The Northport-East Northport school board mulled adding American Sign Language to the district’s curriculum at a meeting on Thursday.
Currently no such course is offered in Northport-East Northport schools.
“ASL is something I find really interesting, and many other students do too,” Emily Faltings, a student at Northport High School, said. “I think it’s very important we involve it in our district. Why don’t we have it?”
Many audience members agreed that it’s important for the district to add a sign language course.
“It’s not just for special needs kids who have hearing loss,” Cathy Josephson, a Northport resident said. “It’s also for people who want to communicate with them.”
Josephson said she has brought the issue to the board’s attention for the last six years, and she hopes members actually follow through this time.
Matthew Nelson, assistant superintendent for instruction and administration, said the reason the course hasn’t been offered is because the district can never get enough students to fill a full class. Trustee Jennifer Thompson wondered if this was because students aren’t getting enough exposure to the different language choices at a young age.
“I don’t know if there is a chance for students to recognize what other languages they could take,” Thompson said. “Maybe there could be more of a discussion about what other languages students could take and are interested in.”
Board President Andrew Rapiejko said that it sounds like no one on the board is opposed to the idea, and that the real challenge is figuring out how to publicize the course.
Superintendent Robert Banzer wondered where school officials would begin.
“Do we start this at the high school level?” Banzer said. “What would be the entry point? These are questions we can definitely look into.” Banzer also said the district could look into offering an ASL course at the middle school instead.

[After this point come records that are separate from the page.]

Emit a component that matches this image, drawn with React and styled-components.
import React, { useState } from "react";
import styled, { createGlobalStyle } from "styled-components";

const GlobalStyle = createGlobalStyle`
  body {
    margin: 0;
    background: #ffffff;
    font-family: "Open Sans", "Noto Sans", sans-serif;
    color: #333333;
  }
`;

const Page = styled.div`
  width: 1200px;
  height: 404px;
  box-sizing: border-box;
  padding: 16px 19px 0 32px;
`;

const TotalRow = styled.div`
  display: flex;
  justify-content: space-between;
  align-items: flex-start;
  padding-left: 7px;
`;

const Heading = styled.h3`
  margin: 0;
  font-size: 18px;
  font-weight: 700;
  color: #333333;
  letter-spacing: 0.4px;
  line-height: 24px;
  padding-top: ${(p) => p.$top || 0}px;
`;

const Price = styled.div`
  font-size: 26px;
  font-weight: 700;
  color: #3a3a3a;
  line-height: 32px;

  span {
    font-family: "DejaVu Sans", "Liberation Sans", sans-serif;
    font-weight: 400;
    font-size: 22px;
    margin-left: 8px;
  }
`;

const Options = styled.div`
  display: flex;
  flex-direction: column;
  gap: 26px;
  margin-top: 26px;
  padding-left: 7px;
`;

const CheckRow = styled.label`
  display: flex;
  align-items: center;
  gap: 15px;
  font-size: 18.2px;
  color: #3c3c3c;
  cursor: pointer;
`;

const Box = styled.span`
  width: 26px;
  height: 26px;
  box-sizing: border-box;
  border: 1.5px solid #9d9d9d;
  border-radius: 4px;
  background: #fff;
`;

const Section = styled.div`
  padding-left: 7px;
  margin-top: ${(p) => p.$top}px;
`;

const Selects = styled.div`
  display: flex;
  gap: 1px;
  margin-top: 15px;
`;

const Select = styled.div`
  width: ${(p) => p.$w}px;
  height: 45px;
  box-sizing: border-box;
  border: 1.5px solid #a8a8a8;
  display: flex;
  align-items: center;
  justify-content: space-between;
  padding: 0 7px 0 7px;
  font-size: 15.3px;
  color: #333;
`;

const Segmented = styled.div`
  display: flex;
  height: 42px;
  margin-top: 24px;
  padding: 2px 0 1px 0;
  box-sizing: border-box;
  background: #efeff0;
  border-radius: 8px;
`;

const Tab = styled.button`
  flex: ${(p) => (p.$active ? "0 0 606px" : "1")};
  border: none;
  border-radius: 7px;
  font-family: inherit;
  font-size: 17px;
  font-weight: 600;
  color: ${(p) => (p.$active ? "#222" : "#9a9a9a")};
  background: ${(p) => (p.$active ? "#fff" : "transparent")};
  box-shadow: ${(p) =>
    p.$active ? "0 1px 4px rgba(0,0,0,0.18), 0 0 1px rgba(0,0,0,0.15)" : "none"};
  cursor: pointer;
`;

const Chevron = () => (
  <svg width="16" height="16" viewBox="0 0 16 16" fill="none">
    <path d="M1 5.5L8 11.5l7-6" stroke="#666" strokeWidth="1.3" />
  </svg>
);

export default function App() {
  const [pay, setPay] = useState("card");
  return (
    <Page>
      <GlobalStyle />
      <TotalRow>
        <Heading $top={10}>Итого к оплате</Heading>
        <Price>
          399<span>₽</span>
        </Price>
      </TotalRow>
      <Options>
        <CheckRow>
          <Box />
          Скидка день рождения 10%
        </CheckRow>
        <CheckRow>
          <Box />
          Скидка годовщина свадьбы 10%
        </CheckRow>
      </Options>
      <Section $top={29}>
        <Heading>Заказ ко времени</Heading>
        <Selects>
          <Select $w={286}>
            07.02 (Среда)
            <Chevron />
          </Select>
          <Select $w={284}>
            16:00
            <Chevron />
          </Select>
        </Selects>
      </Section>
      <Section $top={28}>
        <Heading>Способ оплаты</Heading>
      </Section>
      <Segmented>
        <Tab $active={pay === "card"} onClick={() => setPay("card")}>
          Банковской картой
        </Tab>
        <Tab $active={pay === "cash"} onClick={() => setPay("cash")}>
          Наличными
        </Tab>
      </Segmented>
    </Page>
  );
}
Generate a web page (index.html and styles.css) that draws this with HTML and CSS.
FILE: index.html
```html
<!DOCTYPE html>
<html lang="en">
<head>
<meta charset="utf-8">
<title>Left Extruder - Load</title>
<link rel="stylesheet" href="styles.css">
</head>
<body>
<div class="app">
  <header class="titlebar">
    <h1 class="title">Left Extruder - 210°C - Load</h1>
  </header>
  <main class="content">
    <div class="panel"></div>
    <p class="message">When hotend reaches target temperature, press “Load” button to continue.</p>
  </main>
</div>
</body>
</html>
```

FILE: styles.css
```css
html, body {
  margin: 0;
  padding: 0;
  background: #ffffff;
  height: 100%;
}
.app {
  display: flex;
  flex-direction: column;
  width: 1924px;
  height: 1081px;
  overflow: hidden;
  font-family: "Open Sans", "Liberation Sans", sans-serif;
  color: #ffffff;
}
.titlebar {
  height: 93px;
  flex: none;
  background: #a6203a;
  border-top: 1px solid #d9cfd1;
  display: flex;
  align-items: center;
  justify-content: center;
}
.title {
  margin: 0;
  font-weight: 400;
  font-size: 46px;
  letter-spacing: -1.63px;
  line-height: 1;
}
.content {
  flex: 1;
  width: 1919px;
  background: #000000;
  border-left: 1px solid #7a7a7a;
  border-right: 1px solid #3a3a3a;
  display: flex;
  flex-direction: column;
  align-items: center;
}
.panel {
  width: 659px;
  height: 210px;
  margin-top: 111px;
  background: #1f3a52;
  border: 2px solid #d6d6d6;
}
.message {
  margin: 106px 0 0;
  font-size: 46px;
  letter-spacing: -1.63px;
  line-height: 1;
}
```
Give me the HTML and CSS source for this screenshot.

Trustee Regina Pisacani said language teachers in the district inform potential students of their course. She said the teachers from the middle school visit fifth grade classes and give presentations to the students about the language classes they teach.
“I think a lot of the students’ choices are influenced by the exposure of the teachers coming into their classroom,” Pisacani said. She said she thought that would be a good approach in publicizing an ASL course.
Trustee Lori McCue said that maybe ASL could be added to the elementary schools’ after-school programs, and many audience members cheered for the idea.
“That’s an obvious solution,” Rachel Friedman, a Northport resident said. “This is not something that should wait until high school. I think the best suggestion is to start it as an after-school program and then they can make that choice to continue in seventh or eighth grade.”
The board agreed that it would look into these options. No other decisions were made.